* _AIM OF THE TASK_
Give the number of lines in the listing that hold the word "TypeScript". Write nothing but that number.

[Start DATASET RECORDS]

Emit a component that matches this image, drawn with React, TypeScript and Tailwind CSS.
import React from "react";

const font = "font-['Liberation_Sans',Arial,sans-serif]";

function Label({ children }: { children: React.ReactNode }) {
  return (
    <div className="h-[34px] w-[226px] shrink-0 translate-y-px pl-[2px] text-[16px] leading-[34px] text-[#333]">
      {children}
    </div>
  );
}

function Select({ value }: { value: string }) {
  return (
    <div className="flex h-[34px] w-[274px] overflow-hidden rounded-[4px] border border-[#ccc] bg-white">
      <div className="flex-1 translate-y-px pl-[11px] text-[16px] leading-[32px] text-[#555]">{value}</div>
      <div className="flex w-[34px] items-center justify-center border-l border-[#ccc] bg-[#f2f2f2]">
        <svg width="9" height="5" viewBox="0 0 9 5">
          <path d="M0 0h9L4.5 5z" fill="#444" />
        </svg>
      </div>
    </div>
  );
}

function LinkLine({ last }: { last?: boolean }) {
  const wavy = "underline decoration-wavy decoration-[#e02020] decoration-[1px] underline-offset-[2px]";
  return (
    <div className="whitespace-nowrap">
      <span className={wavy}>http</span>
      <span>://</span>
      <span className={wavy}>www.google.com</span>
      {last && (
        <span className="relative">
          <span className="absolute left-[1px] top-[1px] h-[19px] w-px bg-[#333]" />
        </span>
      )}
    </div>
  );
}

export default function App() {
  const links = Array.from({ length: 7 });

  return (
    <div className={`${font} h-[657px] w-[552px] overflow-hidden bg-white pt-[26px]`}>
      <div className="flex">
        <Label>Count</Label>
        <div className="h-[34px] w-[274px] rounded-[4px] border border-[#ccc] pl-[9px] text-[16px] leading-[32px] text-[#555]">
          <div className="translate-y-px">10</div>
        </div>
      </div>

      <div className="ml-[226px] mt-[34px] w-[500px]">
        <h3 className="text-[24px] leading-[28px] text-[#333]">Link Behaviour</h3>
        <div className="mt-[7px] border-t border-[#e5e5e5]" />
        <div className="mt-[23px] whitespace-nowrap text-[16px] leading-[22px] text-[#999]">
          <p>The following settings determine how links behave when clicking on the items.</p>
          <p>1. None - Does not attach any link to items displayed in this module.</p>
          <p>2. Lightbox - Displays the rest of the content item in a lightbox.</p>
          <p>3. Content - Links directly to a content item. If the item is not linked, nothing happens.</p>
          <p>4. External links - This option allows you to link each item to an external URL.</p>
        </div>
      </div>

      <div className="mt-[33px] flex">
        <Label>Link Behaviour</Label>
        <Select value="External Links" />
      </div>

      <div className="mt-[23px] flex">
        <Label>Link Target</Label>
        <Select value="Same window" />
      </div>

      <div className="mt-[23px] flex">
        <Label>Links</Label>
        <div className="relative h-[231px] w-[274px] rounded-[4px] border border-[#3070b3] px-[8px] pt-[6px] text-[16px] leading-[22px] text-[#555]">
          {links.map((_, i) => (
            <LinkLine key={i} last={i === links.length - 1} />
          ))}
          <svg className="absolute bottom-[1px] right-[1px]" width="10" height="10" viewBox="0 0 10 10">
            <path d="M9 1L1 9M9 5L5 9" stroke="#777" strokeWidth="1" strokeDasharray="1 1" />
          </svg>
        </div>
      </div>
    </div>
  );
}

[End DATASET RECORDS]
[Start DATASET RECORDS]

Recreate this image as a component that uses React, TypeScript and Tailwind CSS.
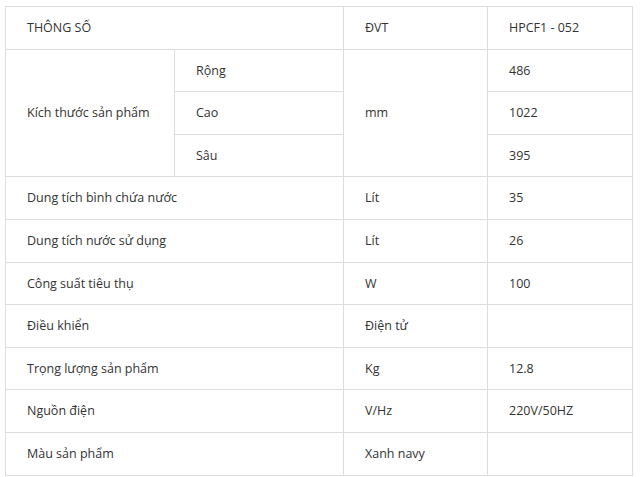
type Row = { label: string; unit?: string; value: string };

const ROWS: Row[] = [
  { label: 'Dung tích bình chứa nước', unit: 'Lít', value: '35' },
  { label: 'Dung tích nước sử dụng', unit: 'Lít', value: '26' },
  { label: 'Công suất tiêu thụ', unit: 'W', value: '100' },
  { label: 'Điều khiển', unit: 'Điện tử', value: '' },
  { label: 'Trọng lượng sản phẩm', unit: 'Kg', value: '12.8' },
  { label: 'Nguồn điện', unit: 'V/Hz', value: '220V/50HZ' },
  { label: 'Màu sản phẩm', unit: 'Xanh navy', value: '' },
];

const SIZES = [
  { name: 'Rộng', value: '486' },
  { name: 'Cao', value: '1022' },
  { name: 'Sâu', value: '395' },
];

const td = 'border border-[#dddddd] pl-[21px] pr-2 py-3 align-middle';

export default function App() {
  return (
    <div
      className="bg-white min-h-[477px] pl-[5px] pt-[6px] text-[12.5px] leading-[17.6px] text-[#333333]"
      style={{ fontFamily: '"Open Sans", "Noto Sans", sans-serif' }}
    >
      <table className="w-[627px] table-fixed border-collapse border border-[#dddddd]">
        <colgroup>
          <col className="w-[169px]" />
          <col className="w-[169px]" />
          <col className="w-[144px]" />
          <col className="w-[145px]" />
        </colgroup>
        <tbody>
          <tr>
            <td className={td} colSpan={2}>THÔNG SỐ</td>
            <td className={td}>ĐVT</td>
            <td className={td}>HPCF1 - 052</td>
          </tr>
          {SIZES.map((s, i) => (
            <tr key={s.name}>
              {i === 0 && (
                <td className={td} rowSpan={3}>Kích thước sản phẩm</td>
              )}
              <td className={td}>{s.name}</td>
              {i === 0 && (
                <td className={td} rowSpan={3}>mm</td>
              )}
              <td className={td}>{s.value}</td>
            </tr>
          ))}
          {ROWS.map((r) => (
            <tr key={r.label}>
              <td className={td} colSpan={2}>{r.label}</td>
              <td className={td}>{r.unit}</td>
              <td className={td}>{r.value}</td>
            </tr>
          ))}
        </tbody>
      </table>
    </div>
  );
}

[End DATASET RECORDS]

* _FULL OUTPUT_
2